More than just a temporary space, A Capsule in Time, which marks the 25th year of Serpentine Pavilions, becomes an archive - one that stores moments of joy, of coming together. “It also has a life in the virtual realm,” she adds, pointing to the timeless nature of how architecture is also experienced through film and photography.

Serpentine Pavilion 2025 A Capsule in Time, designed by Marina Tabassum, Marina Tabassum Architects (MTA). Interior view. © Marina Tabassum Architects (MTA), Photo Iwan Baan, Courtesy: Serpentine.

"From the very beginning of my practice, I've always tried to understand, how do you create an identity in architecture?" Tabassum said. For this pavilion, she drew inspiration from Shamiyanas - the vibrant, temporary awnings used for community gatherings across South Asia. Constructed from bamboo and colourful fabric, these structures create spaces where light filters through in playful dapples.

“When we were children, when there was a big gathering, like a wedding, it was always under a Shamiyana,” she recalls. “That’s a memory I really cherish. So when I was designing this pavilion, I thought - that’s my reference for a pavilion. How can I bring that here?”

Serpentine Pavilion 2025 A Capsule in Time, designed by Marina Tabassum, Marina Tabassum Architects (MTA). Exterior view. © Marina Tabassum Architects (MTA), Photo Iwan Baan, Courtesy: Serpentine.

The use of translucent polycarbonate panels in the pavilion is a modern interpretation of these traditional forms. Diffused daylight creates a luminous, almost dreamlike quality inside the pavilion, "cheerful, yet pensive".

“I always like working with light,” Tabassum says, referencing her earlier projects such as the Bait Ur Rouf Mosque, where light and shadow play integral roles. “So on sunny days, the pavilion will be bright and festive. That’s what I wanted to bring from Bangladesh to London, a memory of space that is joyful and rooted in my own cultural landscape.”

Serpentine Pavilion 2025 A Capsule in Time, designed by Marina Tabassum, Marina Tabassum Architects (MTA). Interior view. © Marina Tabassum Architects (MTA), Photo Iwan Baan, Courtesy: Serpentine.

For Tabassum, A Capsule in Time also marks a personal milestone: her structure made almost entirely of wood. “We are using timber as it is available and can be sourced easily, and it means the structure can also move” she explains.
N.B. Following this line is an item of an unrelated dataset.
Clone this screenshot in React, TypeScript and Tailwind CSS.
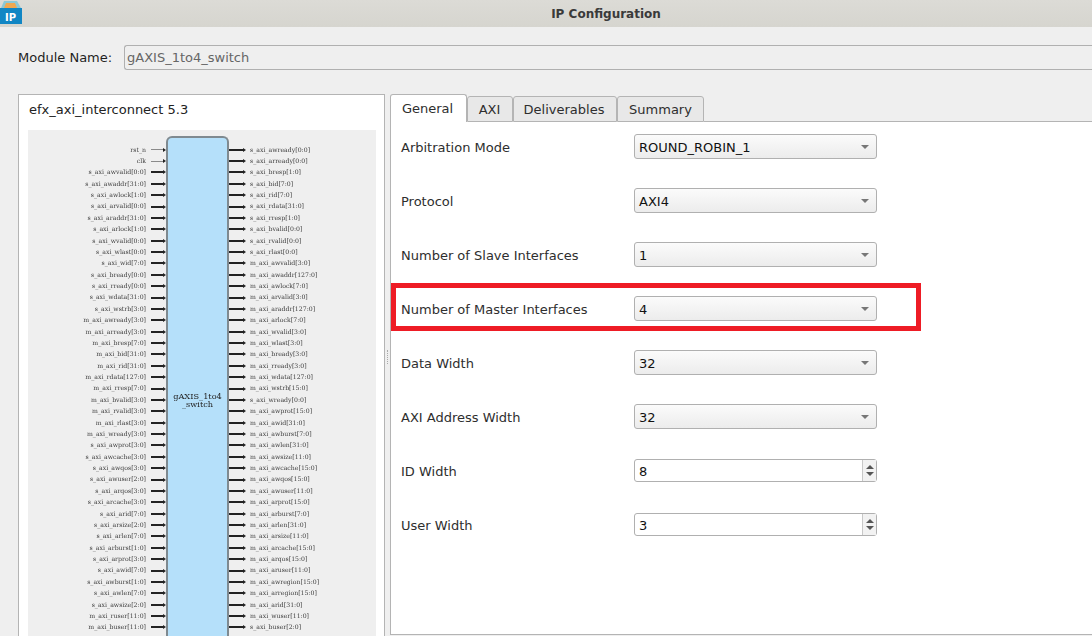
const leftPins = [
  "rst_n", "clk", "s_axi_awvalid[0:0]", "s_axi_awaddr[31:0]", "s_axi_awlock[1:0]", "s_axi_arvalid[0:0]",
  "s_axi_araddr[31:0]", "s_axi_arlock[1:0]", "s_axi_wvalid[0:0]", "s_axi_wlast[0:0]", "s_axi_wid[7:0]",
  "s_axi_bready[0:0]", "s_axi_rready[0:0]", "s_axi_wdata[31:0]", "s_axi_wstrb[3:0]", "m_axi_awready[3:0]",
  "m_axi_arready[3:0]", "m_axi_bresp[7:0]", "m_axi_bid[31:0]", "m_axi_rid[31:0]", "m_axi_rdata[127:0]",
  "m_axi_rresp[7:0]", "m_axi_bvalid[3:0]", "m_axi_rvalid[3:0]", "m_axi_rlast[3:0]", "m_axi_wready[3:0]",
  "s_axi_awprot[3:0]", "s_axi_awcache[3:0]", "s_axi_awqos[3:0]", "s_axi_awuser[2:0]", "s_axi_arqos[3:0]",
  "s_axi_arcache[3:0]", "s_axi_arid[7:0]", "s_axi_arsize[2:0]", "s_axi_arlen[7:0]", "s_axi_arburst[1:0]",
  "s_axi_arprot[3:0]", "s_axi_awid[7:0]", "s_axi_awburst[1:0]", "s_axi_awlen[7:0]", "s_axi_awsize[2:0]",
  "m_axi_ruser[11:0]", "m_axi_buser[11:0]",
];

const rightPins = [
  "s_axi_awready[0:0]", "s_axi_arready[0:0]", "s_axi_bresp[1:0]", "s_axi_bid[7:0]", "s_axi_rid[7:0]",
  "s_axi_rdata[31:0]", "s_axi_rresp[1:0]", "s_axi_bvalid[0:0]", "s_axi_rvalid[0:0]", "s_axi_rlast[0:0]",
  "m_axi_awvalid[3:0]", "m_axi_awaddr[127:0]", "m_axi_awlock[7:0]", "m_axi_arvalid[3:0]", "m_axi_araddr[127:0]",
  "m_axi_arlock[7:0]", "m_axi_wvalid[3:0]", "m_axi_wlast[3:0]", "m_axi_bready[3:0]", "m_axi_rready[3:0]",
  "m_axi_wdata[127:0]", "m_axi_wstrb[15:0]", "s_axi_wready[0:0]", "m_axi_awprot[15:0]", "m_axi_awid[31:0]",
  "m_axi_awburst[7:0]", "m_axi_awlen[31:0]", "m_axi_awsize[11:0]", "m_axi_awcache[15:0]", "m_axi_awqos[15:0]",
  "m_axi_awuser[11:0]", "m_axi_arprot[15:0]", "m_axi_arburst[7:0]", "m_axi_arlen[31:0]", "m_axi_arsize[11:0]",
  "m_axi_arcache[15:0]", "m_axi_arqos[15:0]", "m_axi_aruser[11:0]", "m_axi_awregion[15:0]", "m_axi_arregion[15:0]",
  "m_axi_arid[31:0]", "m_axi_wuser[11:0]", "s_axi_buser[2:0]",
];

const fields = [
  { label: "Arbitration Mode", value: "ROUND_ROBIN_1", kind: "select" },
  { label: "Protocol", value: "AXI4", kind: "select" },
  { label: "Number of Slave Interfaces", value: "1", kind: "select" },
  { label: "Number of Master Interfaces", value: "4", kind: "select", marked: true },
  { label: "Data Width", value: "32", kind: "select" },
  { label: "AXI Address Width", value: "32", kind: "select" },
  { label: "ID Width", value: "8", kind: "spin" },
  { label: "User Width", value: "3", kind: "spin" },
];

function Arrow({ thin }: { thin: boolean }) {
  return (
    <div className="flex items-center">
      <div className={thin ? "h-px flex-1 bg-[#8a8a8a]" : "h-[2px] flex-1 bg-[#222]"} />
      <div className="h-0 w-0 border-y-[2px] border-l-[3px] border-y-transparent border-l-[#222]" />
    </div>
  );
}

function LeftPin({ name }: { name: string }) {
  const thin = name === "rst_n" || name === "clk";
  return (
    <div className="flex h-[11.38px] items-center justify-end">
      <span className="whitespace-nowrap text-[6.2px] leading-none text-[#3c3c3c]">{name}</span>
      <div className="ml-[5px] w-[15px]">
        <Arrow thin={thin} />
      </div>
    </div>
  );
}

function RightPin({ name }: { name: string }) {
  return (
    <div className="flex h-[11.38px] items-center">
      <div className="mr-[4px] w-[17px]">
        <Arrow thin={false} />
      </div>
      <span className="whitespace-nowrap text-[6.2px] leading-none text-[#3c3c3c]">{name}</span>
    </div>
  );
}

function SelectBox({ value }: { value: string }) {
  return (
    <div className="mb-[3px] flex h-[25px] w-[243px] items-center justify-between rounded-[3px] border border-[#b0b0b0] bg-gradient-to-b from-[#fbfbfb] to-[#ececec] pl-[4px] pr-[7px] text-[#111]">
      <span className="pt-[2px]">{value}</span>
      <div className="h-0 w-0 border-x-[4px] border-t-[4px] border-x-transparent border-t-[#777]" />
    </div>
  );
}

function SpinBox({ value }: { value: string }) {
  return (
    <div className="mb-[3px] flex h-[23px] w-[243px] items-center justify-between rounded-[3px] border border-[#b0b0b0] bg-white pl-[4px] text-[#111]">
      <span className="pt-[2px]">{value}</span>
      <div className="flex h-full w-[14px] flex-col items-center justify-center gap-[3px] border-l border-[#c8c8c8] bg-[#f2f2f2]">
        <div className="h-0 w-0 border-x-[4px] border-b-[4px] border-x-transparent border-b-[#555]" />
        <div className="h-0 w-0 border-x-[4px] border-t-[4px] border-x-transparent border-t-[#555]" />
      </div>
    </div>
  );
}

export default function App() {
  return (
    <div className="flex h-[636px] w-[1092px] flex-col overflow-hidden bg-[#efefef] font-['DejaVu_Sans',sans-serif] text-[13px] text-[#2e2e2e]">
      <header className="relative flex h-[27px] shrink-0 items-center justify-center bg-gradient-to-b from-[#dcdbd6] to-[#d6d5cf] text-[12px] font-bold text-[#3a3a3a]">
        <svg className="absolute left-0 top-0" width="23" height="25" viewBox="0 0 23 25">
          <path d="M4 1h13l4 7H1z" fill="#8cc8d6" />
          <path d="M6 3h9l2 5H4z" fill="#f0a850" />
          <rect x="0" y="8" width="22" height="16" fill="#1186c4" />
          <text x="5" y="21" fill="#fff" fontSize="10" fontWeight="bold" fontFamily="DejaVu Sans">IP</text>
        </svg>
        <span className="ml-[120px]">IP Configuration</span>
      </header>

      <div className="flex shrink-0 items-center pl-[18px] pt-[18px]">
        <span className="w-[106px] text-[#1f1f1f]">Module Name:</span>
        <div className="flex h-[25px] flex-1 items-center rounded-l-[3px] border border-r-0 border-[#b0b0b0] pl-[2px] text-[#666]">
          gAXIS_1to4_switch
        </div>
      </div>

      <div className="flex min-h-0 flex-1 pl-[18px] pt-[24px]">
        <section className="flex h-[560px] w-[367px] shrink-0 flex-col border border-[#b4b4b4] bg-white pl-[9px] pr-[8px]">
          <h2 className="flex h-[35px] shrink-0 items-center pb-[6px] pl-px text-[#222]">efx_axi_interconnect 5.3</h2>
          <div className="min-h-0 flex-1 overflow-hidden bg-[#efefef]">
            <div className="flex pt-[6px] blur-[0.3px] font-['DejaVu_Serif',serif]">
              <div className="w-[138px] shrink-0 pt-[8px]">
                {leftPins.map((name) => (
                  <LeftPin key={name} name={name} />
                ))}
              </div>
              <div className="h-[600px] w-[63px] shrink-0 rounded-t-[6px] border-x-2 border-t-2 border-[#7f8a90] bg-[#b5e0fa] pt-[254px] text-center text-[8.2px] leading-[8px] text-[#222]">
                gAXIS_1to4
                <br />
                _switch
              </div>
              <div className="pt-[8px]">
                {rightPins.map((name) => (
                  <RightPin key={name} name={name} />
                ))}
              </div>
            </div>
          </div>
        </section>

        <div className="flex w-[5px] shrink-0 items-center justify-center pb-[16px]">
          <div className="h-[14px] w-px border-l border-dotted border-[#aaa]" />
        </div>

        <section className="flex h-[541px] flex-1 flex-col">
          <div className="flex h-[28px] shrink-0 items-end">
            <div className="flex h-[28px] w-[77px] items-center justify-center rounded-t-[3px] border border-b-0 border-[#b4b4b4] bg-white pr-[2px]">General</div>
            <div className="flex h-[26px] w-[46px] items-center justify-center rounded-t-[3px] border border-[#b4b4b4] bg-[#e8e8e8] pr-px pt-px">AXI</div>
            <div className="flex h-[26px] w-[104px] items-center justify-center rounded-t-[3px] border border-[#b4b4b4] bg-[#e8e8e8] pr-[2px] pt-px">Deliverables</div>
            <div className="flex h-[26px] w-[87px] items-center justify-center rounded-t-[3px] border border-[#b4b4b4] bg-[#e8e8e8] pt-px">Summary</div>
            <div className="h-px flex-1 bg-[#b4b4b4]" />
          </div>
          <div className="h-[513px] border-b border-l border-[#b4b4b4] bg-white pl-[10px]">
            <div className="-mt-px">
              {fields.map((field) => (
                <div key={field.label} className="relative flex h-[54px] items-center">
                  <span className="w-[233px] shrink-0">{field.label}</span>
                  {field.kind === "select" ? <SelectBox value={field.value} /> : <SpinBox value={field.value} />}
                  {field.marked && (
                    <div className="absolute left-[-10px] top-0 h-[48px] w-[530px] border-[5px] border-[#ee1c25]" />
                  )}
                </div>
              ))}
            </div>
          </div>
        </section>
      </div>
    </div>
  );
}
The pavilion’s geometric half-capsule form, wrapped in polycarbonate, builds on a tension between solidity and impermanence. At the heart of the design lies a Ginkgo tree, planted in the central courtyard, a symbol of longevity, resilience, and a shared, ancient bond with nature.

Serpentine Pavilion 2025 A Capsule in Time, designed by Marina Tabassum, Marina Tabassum Architects (MTA). Exterior view. © Marina Tabassum Architects (MTA), Photo Iwan Baan, Courtesy: Serpentine.
To me, creativity is when you have limited means but still create something magical out of it. How you use the minimum of resources to maximize the impact - that’s creativity.
Marina Tabassum

A Capsule in Time is an elegant embodiment of that sense of magical minimalism. Modest in material, generous in spirit, and deeply rooted in both place and memory, Marina Tabassum’s pavilion offers the public not just a space for summer, but a reminder of how architecture can hold time, culture, and community in one shared space.